For decades, Control Panel was the place where Windows users went when they needed to get something done for real. It housed the most trusted paths to system time, network configuration, power options, device management, and a long tail of administrative pages that power users could navigate from memory. The Settings app began as a cleaner, more touch-friendly alternative, but it took years to mature into something Microsoft could treat as the default surface for everyday system work. Microsoft’s own support documentation now describes Settings as the main application to customize and manage Windows, designed for simplicity, accessibility, and ease of use, while Control Panel is described as a compatibility holdover for features that have not yet moved over .
This transition has been visible for years, but it has accelerated in Windows 11. Microsoft has repeatedly shifted settings pages out of Control Panel and into Settings in staged rollouts, including changes to system information, personalization, and time and language areas. Insider and preview release notes continue to document these migrations, which is the clearest signal that the company is not merely preserving two parallel systems forever; it is actively collapsing one into the other. Microsoft Q&A replies, while not official product roadmaps, also reflect the company’s long-standing position: Control Panel is being slowly replaced, feature by feature, rather than removed in one stroke.
The reason this has taken so long is simple: Windows is not a neat, single-purpose operating system. It is a sprawling platform with decades of hardware, drivers, enterprise workflows, and edge-case admin tools built on top of it. Microsoft’s support docs still point users to classic utilities like Computer Management, Event Viewer, Registry Editor, Local Group Policy Editor, and Advanced System Settings when they need deeper control than Settings provides . That tells you everything about the company’s dilemma. It wants a cleaner future, but it cannot break the past without punishing the very people who keep Windows viable in business and technical environments.
The bigger story is not merely that Control Panel is fading. It is that Microsoft is trying to redefine what Windows feels like at the point where users interact with the machine. The company wants one place for configuration, better search and discoverability, and a more consistent visual language across dialogs, settings pages, and system tools. That goal is as much about trust as aesthetics. A fragmented interface makes users feel lost; a unified interface makes the platform feel intentional.

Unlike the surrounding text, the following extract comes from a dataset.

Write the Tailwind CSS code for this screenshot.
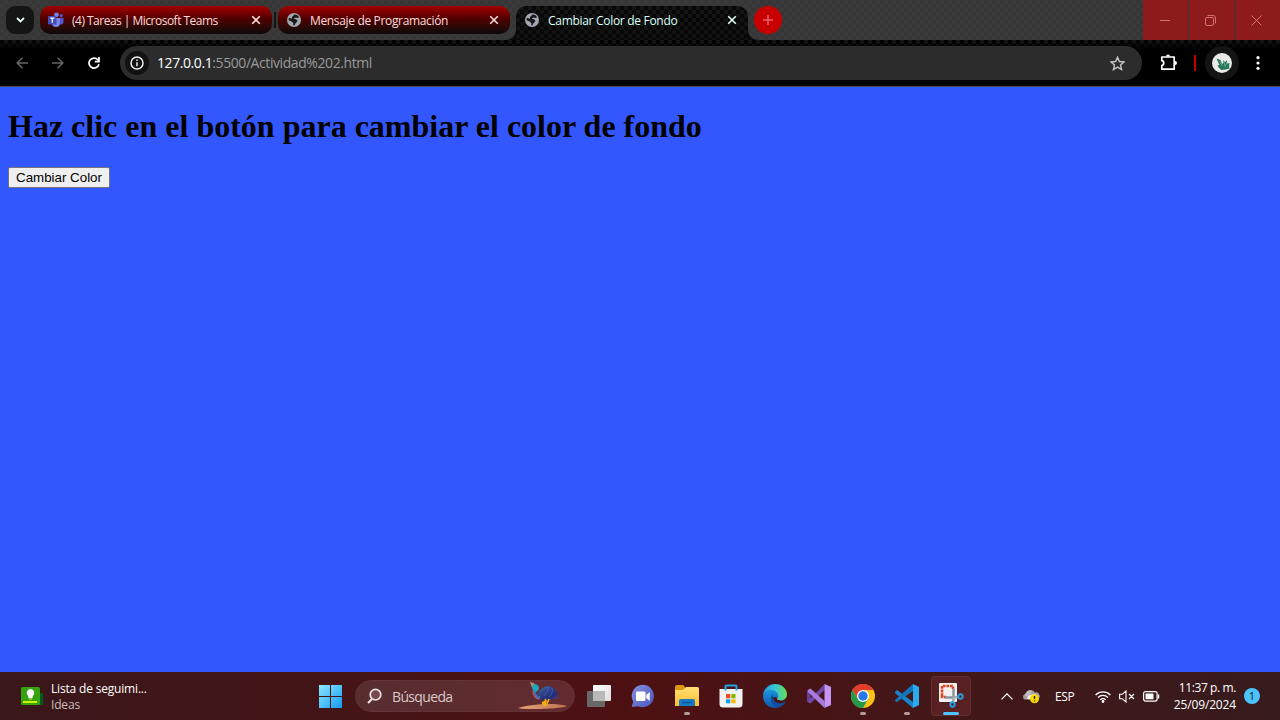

Why Microsoft Is Doing This​

Microsoft’s motivation is part design philosophy, part product maintenance, and part strategic housekeeping. The old duality between Control Panel and Settings created a confusing split brain: some settings lived in one place, others in another, and many users had to remember which era of Windows a particular option belonged to. Microsoft’s support page now frames Settings as a simpler, more intuitive, and continuously updated front door for Windows configuration, while describing Control Panel as a compatibility layer for the settings that have not migrated yet .
There is also a broader consistency problem. Windows 11 has often been criticized for looking modern on the surface while still exposing older, visually inconsistent dialogs underneath. That mismatch matters because users judge the entire OS by its roughest edges. If a clean Settings page leads to a dated Control Panel applet, the whole illusion of coherence breaks. Microsoft’s gradual migration suggests that it understands this better now than it did when Windows 10-era transition work first began.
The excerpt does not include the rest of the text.